Kaylene Corbett

Personal information
- Nationality: South African
- Born: 15 June 1999 (age 27) Bloemfontein, South Africa
- Height: 1.73 m (5 ft 8 in)

Sport
- Sport: Swimming
- Strokes: Breaststroke

Medal record
Women's swimming
Representing South Africa
| Event | 1st | 2nd | 3rd |
| World Championships (LC) | 0 | 0 | 1 |
| Commonwealth Games | 0 | 0 | 1 |
| African Games | 5 | 0 | 0 |
| African Championships | 4 | 0 | 0 |
| Pan Pacific Championships | 0 | 0 | 1 |
| Summer Universiade | 0 | 2 | 0 |
| Total | 9 | 2 | 3 |
World Championships (LC)
| Bronze medal – third place | 2025 Singapore | 200 m breaststroke |
Pan Pacific Championships
| Bronze medal – third place | 2026 Irvine | 200 m breaststroke |
Commonwealth Games
| Bronze medal – third place | 2022 Birmingham | 200 m breaststroke |
African Games
| Gold medal – first place | 2019 Casablanca | 50 m breaststroke |
| Gold medal – first place | 2019 Casablanca | 100 m breaststroke |
| Gold medal – first place | 2019 Casablanca | 200 m breaststroke |
| Gold medal – first place | 2019 Casablanca | 4×100 m medley |
| Gold medal – first place | 2019 Casablanca | 4×100 m mixed medley |
African Championships
| Gold medal – first place | 2016 Bloemfontein | 50 m breaststroke |
| Gold medal – first place | 2016 Bloemfontein | 100 m breaststroke |
| Gold medal – first place | 2016 Bloemfontein | 200 m breaststroke |
| Gold medal – first place | 2016 Bloemfontein | 4×100 m medley |
Summer Universiade
| Silver medal – second place | 2021 Chengdu | 100 m breaststroke |
| Silver medal – second place | 2021 Chengdu | 200 m breaststroke |

= Kaylene Corbett =

South African swimmer (born 1999)

Kaylene Corbett (born 15 June 1999) is a South African swimmer. She competed in the women's 100 metre breaststroke event at the 2017 World Aquatics Championships. At the 2022 Commonwealth Games, she won the bronze medal in the 200 metre breaststroke.

==2021–2022==
In June 2021, she qualified to represent South Africa at the 2020 Summer Olympics. She won the second semi-final of the 200 metre breaststroke and joined her teammate, Tatjana Schoenmaker, in the final. It was the first time since Sydney 2000 that two South African women reached the finals of the same event. Corbett managed fifth place while Schoenmaker took gold.

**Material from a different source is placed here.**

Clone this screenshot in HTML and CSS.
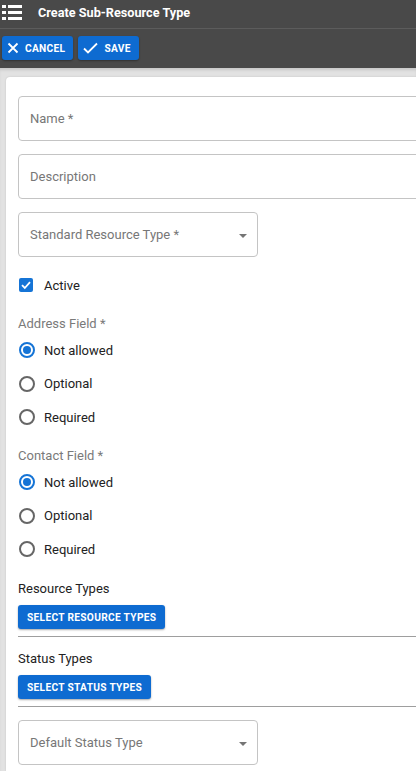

The following year, in April 2022, she won the silver medal in the 200 metre breaststroke at the year's South Africa National Swimming Championships with a 2022 World Aquatics Championships and 2022 Commonwealth Games qualifying time of 2:24.66. In June, she was named as a member of the South Africa team for the 2022 Commonwealth Games.

===2022 Commonwealth Games===
In her first event as part of swimming at the 2022 Commonwealth Games, the 50 metre breaststroke, Corbett qualified for the semifinals with a time of 31.07 seconds and overall seventh-rank. She swam a time of 31.43 seconds in the semifinals, qualifying for the final along with fellow South Africans Lara van Niekerk and Tatjana Schoenmaker. The following day, she placed sixth in the final with a time of 31.10 seconds. On day three, she qualified for the final of the 200 metre breaststroke ranking fourth in the preliminaries with a time of 2:25.08. In the final, she finished less than two seconds behind gold medalist Tatjana Schoenmaker with a time of 2:23.67 and won the bronze medal. For the preliminaries of the 100 metre breaststroke on day four, she swam a 1:08.12 and qualified for the semifinals ranking eighth. Dropping 0.16 seconds from her time in the semifinals, she ranked seventh and advanced to the final. In the final, she improved her time to a 1:07.62 and placed seventh.